Anadarko Petroleum’s (NYSE:APC) U.S. onshore oil production growth story is similar. Anadarko increased its U.S. crude oil and NLS production from 100,000 barrels per day in 2010 to close to almost 300,000 barrels per day expected in Q4 2014. Anadarko has not yet provided growth guidance for 2015, but indicated that the company’s exploration and development strategies remain intact. While recognizing a very steep decline in the oil price, Anadarko stated that it wants “to watch this environment a little longer” before reaching conclusions with regard to the impact on its future spending plans.

(Source: Anadarko Petroleum, October 2014)

Devon Energy (NYSE:DVN) posted company-wide oil production of 216,000 barrels per day in Q3 2014. While Devon will provide detailed production and capital guidance at a later date, the company has indicated that it sees 20% to 25% oil production growth and mid‐single digit top‐line growth “on a retained‐property basis” (pro forma for divestitures) in 2015.

The list can continue on.

In Conclusion…

Based on preliminary 2015 growth indications from large shale oil operators, North American oil production growth in 2015 will likely remain strong, barring further strong decline in the price of oil.

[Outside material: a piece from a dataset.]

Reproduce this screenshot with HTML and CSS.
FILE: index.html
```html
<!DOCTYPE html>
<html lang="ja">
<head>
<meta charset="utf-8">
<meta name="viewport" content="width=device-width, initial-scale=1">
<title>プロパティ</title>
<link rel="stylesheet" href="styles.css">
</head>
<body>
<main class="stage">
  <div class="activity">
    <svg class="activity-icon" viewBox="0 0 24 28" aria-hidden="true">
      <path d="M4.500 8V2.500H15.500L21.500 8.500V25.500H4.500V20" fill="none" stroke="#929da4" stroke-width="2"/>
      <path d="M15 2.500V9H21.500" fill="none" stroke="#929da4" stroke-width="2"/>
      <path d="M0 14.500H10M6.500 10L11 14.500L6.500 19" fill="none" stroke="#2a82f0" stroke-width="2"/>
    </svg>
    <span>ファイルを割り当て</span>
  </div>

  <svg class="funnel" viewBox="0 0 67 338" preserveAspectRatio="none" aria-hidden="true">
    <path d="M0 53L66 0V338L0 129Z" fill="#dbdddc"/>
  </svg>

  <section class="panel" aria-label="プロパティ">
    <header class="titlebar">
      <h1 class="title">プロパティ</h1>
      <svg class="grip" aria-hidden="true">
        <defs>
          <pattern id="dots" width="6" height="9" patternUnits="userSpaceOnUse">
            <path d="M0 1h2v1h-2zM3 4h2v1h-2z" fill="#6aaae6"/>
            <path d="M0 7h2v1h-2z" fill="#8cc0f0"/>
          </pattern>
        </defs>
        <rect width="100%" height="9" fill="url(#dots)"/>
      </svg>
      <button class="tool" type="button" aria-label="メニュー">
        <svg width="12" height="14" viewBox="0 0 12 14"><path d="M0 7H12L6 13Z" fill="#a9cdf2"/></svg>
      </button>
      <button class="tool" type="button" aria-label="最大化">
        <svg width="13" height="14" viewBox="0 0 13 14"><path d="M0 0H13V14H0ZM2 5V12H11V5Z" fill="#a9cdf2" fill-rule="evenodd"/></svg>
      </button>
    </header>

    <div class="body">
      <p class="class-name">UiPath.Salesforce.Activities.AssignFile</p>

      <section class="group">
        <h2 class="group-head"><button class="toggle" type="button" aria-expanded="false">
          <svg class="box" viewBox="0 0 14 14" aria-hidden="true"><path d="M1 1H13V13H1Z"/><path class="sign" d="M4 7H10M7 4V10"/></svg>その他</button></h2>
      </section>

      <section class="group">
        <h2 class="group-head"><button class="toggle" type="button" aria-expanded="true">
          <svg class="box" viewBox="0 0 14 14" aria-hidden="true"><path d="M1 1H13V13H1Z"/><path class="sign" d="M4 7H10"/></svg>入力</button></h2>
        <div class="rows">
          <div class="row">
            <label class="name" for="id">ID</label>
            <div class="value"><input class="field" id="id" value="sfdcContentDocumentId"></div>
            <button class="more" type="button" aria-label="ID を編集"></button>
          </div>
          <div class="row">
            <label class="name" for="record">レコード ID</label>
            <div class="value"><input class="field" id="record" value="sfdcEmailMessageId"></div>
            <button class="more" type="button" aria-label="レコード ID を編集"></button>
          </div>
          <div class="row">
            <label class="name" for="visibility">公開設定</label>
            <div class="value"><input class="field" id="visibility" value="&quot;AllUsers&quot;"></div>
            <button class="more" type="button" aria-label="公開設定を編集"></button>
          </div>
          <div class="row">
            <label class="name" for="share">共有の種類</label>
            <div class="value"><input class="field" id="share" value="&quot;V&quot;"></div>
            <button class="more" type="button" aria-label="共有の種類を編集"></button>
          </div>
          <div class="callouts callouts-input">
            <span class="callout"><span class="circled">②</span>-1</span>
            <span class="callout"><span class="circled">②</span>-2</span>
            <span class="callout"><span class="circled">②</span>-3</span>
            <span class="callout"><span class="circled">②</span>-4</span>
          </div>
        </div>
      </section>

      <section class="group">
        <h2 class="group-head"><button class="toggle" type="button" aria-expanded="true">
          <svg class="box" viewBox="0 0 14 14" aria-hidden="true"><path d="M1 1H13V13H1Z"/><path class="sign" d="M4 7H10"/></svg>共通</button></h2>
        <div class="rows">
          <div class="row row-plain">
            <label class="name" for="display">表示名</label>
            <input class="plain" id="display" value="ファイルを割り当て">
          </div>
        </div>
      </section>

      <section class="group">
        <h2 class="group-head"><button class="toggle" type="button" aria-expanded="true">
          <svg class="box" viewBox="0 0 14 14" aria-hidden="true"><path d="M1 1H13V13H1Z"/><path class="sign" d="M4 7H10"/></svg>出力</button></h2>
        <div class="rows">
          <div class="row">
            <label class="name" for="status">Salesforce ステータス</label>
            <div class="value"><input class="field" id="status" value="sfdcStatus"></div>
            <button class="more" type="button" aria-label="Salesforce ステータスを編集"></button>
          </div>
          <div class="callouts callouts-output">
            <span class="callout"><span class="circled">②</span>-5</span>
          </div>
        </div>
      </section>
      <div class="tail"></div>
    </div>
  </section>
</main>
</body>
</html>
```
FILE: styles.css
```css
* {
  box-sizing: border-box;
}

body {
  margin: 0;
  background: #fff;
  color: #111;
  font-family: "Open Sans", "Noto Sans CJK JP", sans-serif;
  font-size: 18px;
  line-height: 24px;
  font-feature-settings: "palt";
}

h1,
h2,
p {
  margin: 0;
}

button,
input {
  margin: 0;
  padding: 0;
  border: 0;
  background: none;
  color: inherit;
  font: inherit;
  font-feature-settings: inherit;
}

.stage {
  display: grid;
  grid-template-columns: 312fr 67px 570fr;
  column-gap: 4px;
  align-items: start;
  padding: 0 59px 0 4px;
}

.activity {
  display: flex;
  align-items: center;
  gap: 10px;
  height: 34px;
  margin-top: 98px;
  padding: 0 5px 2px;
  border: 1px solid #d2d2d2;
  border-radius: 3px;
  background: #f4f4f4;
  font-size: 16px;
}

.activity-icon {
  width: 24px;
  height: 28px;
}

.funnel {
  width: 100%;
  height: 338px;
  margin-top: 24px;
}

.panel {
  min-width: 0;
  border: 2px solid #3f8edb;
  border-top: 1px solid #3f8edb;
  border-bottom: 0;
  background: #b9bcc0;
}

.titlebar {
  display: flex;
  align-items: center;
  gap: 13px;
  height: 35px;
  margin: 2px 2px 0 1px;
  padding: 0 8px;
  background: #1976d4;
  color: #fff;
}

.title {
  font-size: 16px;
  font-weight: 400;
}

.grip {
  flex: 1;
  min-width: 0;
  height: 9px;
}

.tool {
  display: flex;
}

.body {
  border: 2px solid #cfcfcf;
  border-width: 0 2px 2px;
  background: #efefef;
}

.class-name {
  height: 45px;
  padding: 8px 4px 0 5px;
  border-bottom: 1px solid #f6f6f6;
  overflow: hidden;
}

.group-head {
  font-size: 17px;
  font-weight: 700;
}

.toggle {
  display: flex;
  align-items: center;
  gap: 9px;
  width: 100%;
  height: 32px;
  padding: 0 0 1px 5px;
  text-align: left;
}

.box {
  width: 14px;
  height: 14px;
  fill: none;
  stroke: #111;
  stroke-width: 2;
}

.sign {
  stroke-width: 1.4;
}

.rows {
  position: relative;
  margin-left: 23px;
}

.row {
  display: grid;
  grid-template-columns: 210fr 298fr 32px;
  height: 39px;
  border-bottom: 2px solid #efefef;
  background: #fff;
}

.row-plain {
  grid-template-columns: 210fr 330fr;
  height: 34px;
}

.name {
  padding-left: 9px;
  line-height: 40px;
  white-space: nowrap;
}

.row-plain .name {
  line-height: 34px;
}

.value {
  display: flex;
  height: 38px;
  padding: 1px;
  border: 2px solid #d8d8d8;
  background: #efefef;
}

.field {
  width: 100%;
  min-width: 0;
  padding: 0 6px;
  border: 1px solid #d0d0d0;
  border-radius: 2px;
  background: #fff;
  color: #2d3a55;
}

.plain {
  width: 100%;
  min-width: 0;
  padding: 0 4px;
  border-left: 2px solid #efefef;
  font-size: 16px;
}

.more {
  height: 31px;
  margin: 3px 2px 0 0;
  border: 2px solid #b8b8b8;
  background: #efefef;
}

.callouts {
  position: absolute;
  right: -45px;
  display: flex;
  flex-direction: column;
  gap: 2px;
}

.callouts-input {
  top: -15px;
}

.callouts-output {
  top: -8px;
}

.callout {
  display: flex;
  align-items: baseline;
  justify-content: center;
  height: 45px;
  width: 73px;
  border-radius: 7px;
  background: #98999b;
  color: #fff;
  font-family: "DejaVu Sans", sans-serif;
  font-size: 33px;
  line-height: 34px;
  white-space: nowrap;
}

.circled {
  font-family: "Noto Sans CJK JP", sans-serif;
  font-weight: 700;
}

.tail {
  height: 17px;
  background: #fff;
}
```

No slowdown effect from lower oil prices will be seen for at least six months from the time operators received the “price signal” (August-September 2014).

Given the effects of the technical learning curve in oil shales and continuously improving drilling economics, the current ~$77 per barrel WTI price is unlikely to be sufficient to eliminate North American unconventional production growth.

North American shale oil production remains a very small and highly fragmented component of the global oil supply.

The global oil “central bank” (Saudi Arabia and its close allies in OPEC) remain best positioned to quickly re-instate stability of oil price in the event further significant decline occurred.